Bill of Rights
A DECLARATION OF RIGHTS made by the good people of Virginia in the
exercise of their sovereign powers, which rights do pertain to them and their
posterity, as the basis and foundation of government.
The bill of rights was adopted by the Convention of 1776 and, much like other state bills of rights enacted in the Revolutionary era and subsequent years, was intended to serve a variety of purposes. As Edmund Randolph later explained, in his review of the work of the 1776 Convention: “In the formation of this bill of rights two objects were contemplated: one, that the legislature should not in their acts violate any of those “canons”; the other, that in all the revolutions of time, of human opinion, and of government, a perpetual standard should be erected, around which the people might rally, and by a notorious record be forever admonished to be watchful, firm, and virtuous.”1
In many respects, the current bill of rights bears a strong resemblance to the original document; however, several sections have undergone important changes through the years. These changes have taken three forms. First, several sections were added at one point and later eliminated. For instance, the 1870 Constitution added provisions forbidding secession, recognizing federal supremacy, abolishing slavery, and guaranteeing equal civil and political rights to all citizens. However, these provisions were all eliminated in the 1902 Constitution.

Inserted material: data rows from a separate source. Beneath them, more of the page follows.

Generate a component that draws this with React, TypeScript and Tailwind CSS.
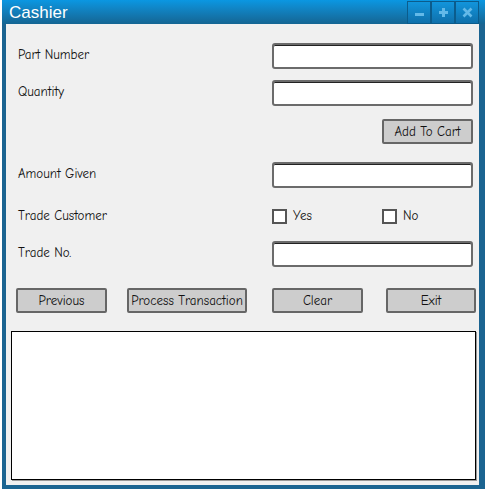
import React from "react";

const hand = { fontFamily: '"Comic Sans MS", "Comic Neue", Lato, "Liberation Sans", sans-serif' };

function Field() {
  return (
    <div className="h-[26px] w-[201px] rounded-[3px] border-2 border-[#6b6b6b] bg-white shadow-[inset_0_1px_0_#222]" />
  );
}

function SketchButton({ label, width }: { label: string; width: string }) {
  return (
    <button
      className={`${width} h-[25px] rounded-[2px] border-2 border-[#666] bg-[#cdcdcd] text-[13px] font-medium text-[#111] leading-none`}
      style={hand}
    >
      {label}
    </button>
  );
}

function Check({ label }: { label: string }) {
  return (
    <div className="flex items-center gap-[6px]">
      <span className="block h-[15px] w-[15px] border-2 border-[#555] bg-white" />
      <span className="text-[13px] text-[#111]">{label}</span>
    </div>
  );
}

function TitleButton({ children }: { children: React.ReactNode }) {
  return (
    <div className="flex h-[23px] w-[24px] items-center justify-center border border-[#0b5c8c] bg-gradient-to-b from-[#1295dc] to-[#0f70ab]">
      {children}
    </div>
  );
}

export default function App() {
  return (
    <div className="h-[491px] w-[487px] bg-white">
      <div className="ml-[2px] flex h-[489px] w-[483px] flex-col bg-[#1b6491]">
        {/* title bar */}
        <div className="flex h-[24px] items-center justify-between bg-gradient-to-b from-[#0a97e2] to-[#146593] pl-[7px] pr-[6px]">
          <span className="text-[17px] leading-none text-white" style={{ fontFamily: '"Liberation Sans", Arial, sans-serif' }}>
            Cashier
          </span>
          <div className="flex self-start pt-px">
            <TitleButton>
              <span className="mt-[3px] block h-[3px] w-[9px] bg-[#63b9e8]" />
            </TitleButton>
            <TitleButton>
              <svg width="11" height="11" viewBox="0 0 11 11">
                <path d="M5.5 1v9M1 5.5h9" stroke="#63b9e8" strokeWidth="3" />
              </svg>
            </TitleButton>
            <TitleButton>
              <svg width="11" height="11" viewBox="0 0 11 11">
                <path d="M1.5 1.5l8 8M9.5 1.5l-8 8" stroke="#63b9e8" strokeWidth="2.6" />
              </svg>
            </TitleButton>
          </div>
        </div>

        {/* body */}
        <div className="mb-[4px] ml-[4px] mr-[6px] flex flex-1 flex-col bg-[#f0f0f0] pt-[19px] text-[13px] font-medium text-[#111]" style={hand}>
          <div className="flex h-[26px] items-center justify-between pl-[12px] pr-[6px]">
            <span className="-mt-[3px]">Part Number</span>
            <Field />
          </div>
          <div className="mt-[11px] flex h-[26px] items-center justify-between pl-[12px] pr-[6px]">
            <span className="-mt-[3px]">Quantity</span>
            <Field />
          </div>
          <div className="mt-[13px] flex justify-end pr-[6px]">
            <SketchButton label="Add To Cart" width="w-[91px]" />
          </div>
          <div className="mt-[18px] flex h-[26px] items-center justify-between pl-[12px] pr-[6px]">
            <span className="-mt-[3px]">Amount Given</span>
            <Field />
          </div>
          <div className="mt-[15px] flex h-[26px] items-center pl-[12px] pr-[6px]">
            <span className="w-[254px]">Trade Customer</span>
            <div className="w-[110px]">
              <Check label="Yes" />
            </div>
            <Check label="No" />
          </div>
          <div className="mt-[12px] flex h-[26px] items-center justify-between pl-[12px] pr-[6px]">
            <span className="-mt-[3px]">Trade No.</span>
            <Field />
          </div>
          <div className="mt-[21px] flex items-center pl-[10px]">
            <SketchButton label="Previous" width="w-[91px]" />
            <div className="ml-[20px]">
              <SketchButton label="Process Transaction" width="w-[120px]" />
            </div>
            <div className="ml-[25px]">
              <SketchButton label="Clear" width="w-[91px]" />
            </div>
            <div className="ml-[23px]">
              <SketchButton label="Exit" width="w-[90px]" />
            </div>
          </div>
          <div className="ml-[5px] mt-[18px] h-[149px] w-[465px] border border-black bg-white shadow-[1px_1px_0_#999]" />
        </div>
      </div>
    </div>
  );
}
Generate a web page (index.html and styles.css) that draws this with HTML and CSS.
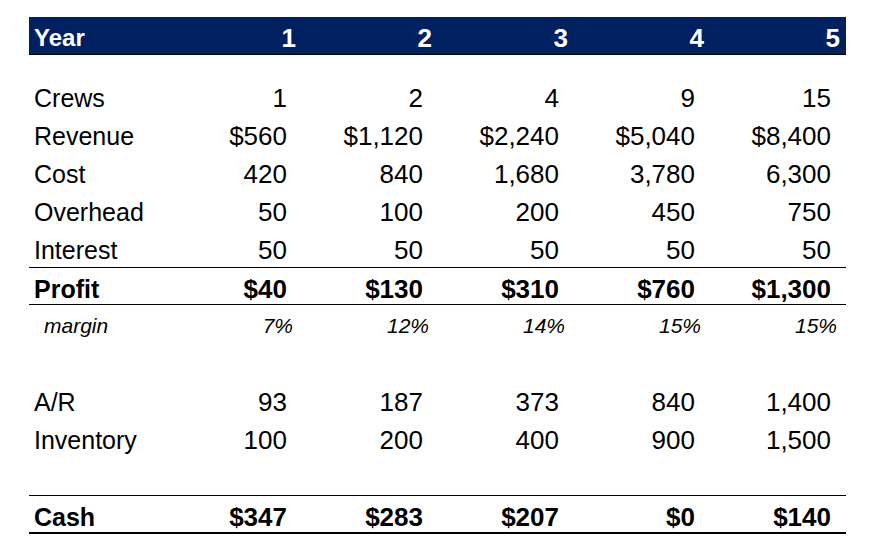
FILE: index.html
```html
<!DOCTYPE html>
<html>
<head>
<meta charset="utf-8">
<link rel="stylesheet" href="styles.css">
</head>
<body>
<div class="sheet">
  <div class="row head">
    <div class="lbl">Year</div>
    <div class="num">1</div><div class="num">2</div><div class="num">3</div><div class="num">4</div><div class="num">5</div>
  </div>
  <div class="row gap-sm"></div>
  <div class="row">
    <div class="lbl">Crews</div>
    <div class="num">1</div><div class="num">2</div><div class="num">4</div><div class="num">9</div><div class="num">15</div>
  </div>
  <div class="row">
    <div class="lbl">Revenue</div>
    <div class="num">$560</div><div class="num">$1,120</div><div class="num">$2,240</div><div class="num">$5,040</div><div class="num">$8,400</div>
  </div>
  <div class="row">
    <div class="lbl">Cost</div>
    <div class="num">420</div><div class="num">840</div><div class="num">1,680</div><div class="num">3,780</div><div class="num">6,300</div>
  </div>
  <div class="row">
    <div class="lbl">Overhead</div>
    <div class="num">50</div><div class="num">100</div><div class="num">200</div><div class="num">450</div><div class="num">750</div>
  </div>
  <div class="row">
    <div class="lbl">Interest</div>
    <div class="num">50</div><div class="num">50</div><div class="num">50</div><div class="num">50</div><div class="num">50</div>
  </div>
  <div class="row total profit">
    <div class="lbl">Profit</div>
    <div class="num">$40</div><div class="num">$130</div><div class="num">$310</div><div class="num">$760</div><div class="num">$1,300</div>
  </div>
  <div class="row pct">
    <div class="lbl">margin</div>
    <div class="num">7%</div><div class="num">12%</div><div class="num">14%</div><div class="num">15%</div><div class="num">15%</div>
  </div>
  <div class="row"></div>
  <div class="row">
    <div class="lbl">A/R</div>
    <div class="num">93</div><div class="num">187</div><div class="num">373</div><div class="num">840</div><div class="num">1,400</div>
  </div>
  <div class="row">
    <div class="lbl">Inventory</div>
    <div class="num">100</div><div class="num">200</div><div class="num">400</div><div class="num">900</div><div class="num">1,500</div>
  </div>
  <div class="row"></div>
  <div class="row total cash">
    <div class="lbl">Cash</div>
    <div class="num">$347</div><div class="num">$283</div><div class="num">$207</div><div class="num">$0</div><div class="num">$140</div>
  </div>
</div>
</body>
</html>
```

FILE: styles.css
```css
html, body {
  margin: 0;
  padding: 0;
  background: #ffffff;
}

body {
  padding: 17px 0 0 29px;
  font-family: "Liberation Sans", Arial, sans-serif;
  color: #000000;
}

.sheet {
  width: 817px;
  display: flex;
  flex-direction: column;
}

.row {
  display: grid;
  grid-template-columns: 137px repeat(5, 136px);
  height: 38px;
  box-sizing: border-box;
  padding-top: 5px;
  line-height: 32px;
  white-space: nowrap;
}

.lbl {
  padding-left: 5px;
  font-size: 25px;
}

.num {
  text-align: right;
  padding-right: 15px;
  font-size: 26px;
}

.head {
  background: #002060;
  color: #ffffff;
  font-weight: bold;
  border-bottom: 1px solid #000000;
}

.head .lbl {
  font-size: 24px;
}

.head .num {
  padding-right: 6px;
}

.gap-sm {
  height: 22px;
  padding: 0;
}

.total {
  font-weight: bold;
}

.total .lbl {
  font-size: 25px;
}

.profit {
  border-top: 1px solid #000000;
  border-bottom: 1px solid #000000;
}

.cash {
  height: 39px;
  border-top: 1px solid #000000;
  border-bottom: 2px solid #000000;
}

.pct {
  font-style: italic;
}

.pct .lbl {
  padding-left: 15px;
  font-size: 21px;
}

.pct .num {
  padding-right: 9px;
  font-size: 21px;
}
```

Second, several sections were added through the years and have been retained in the current Constitution. This includes section 17 of the current bill of rights, which first appeared in the 1870 Constitution and ensures that the enumeration of certain rights shall not be interpreted as containing a complete list of the rights to which individuals are entitled. In addition, section 8-A was ratified by the voters in 1996 and protects the rights of victims of crime.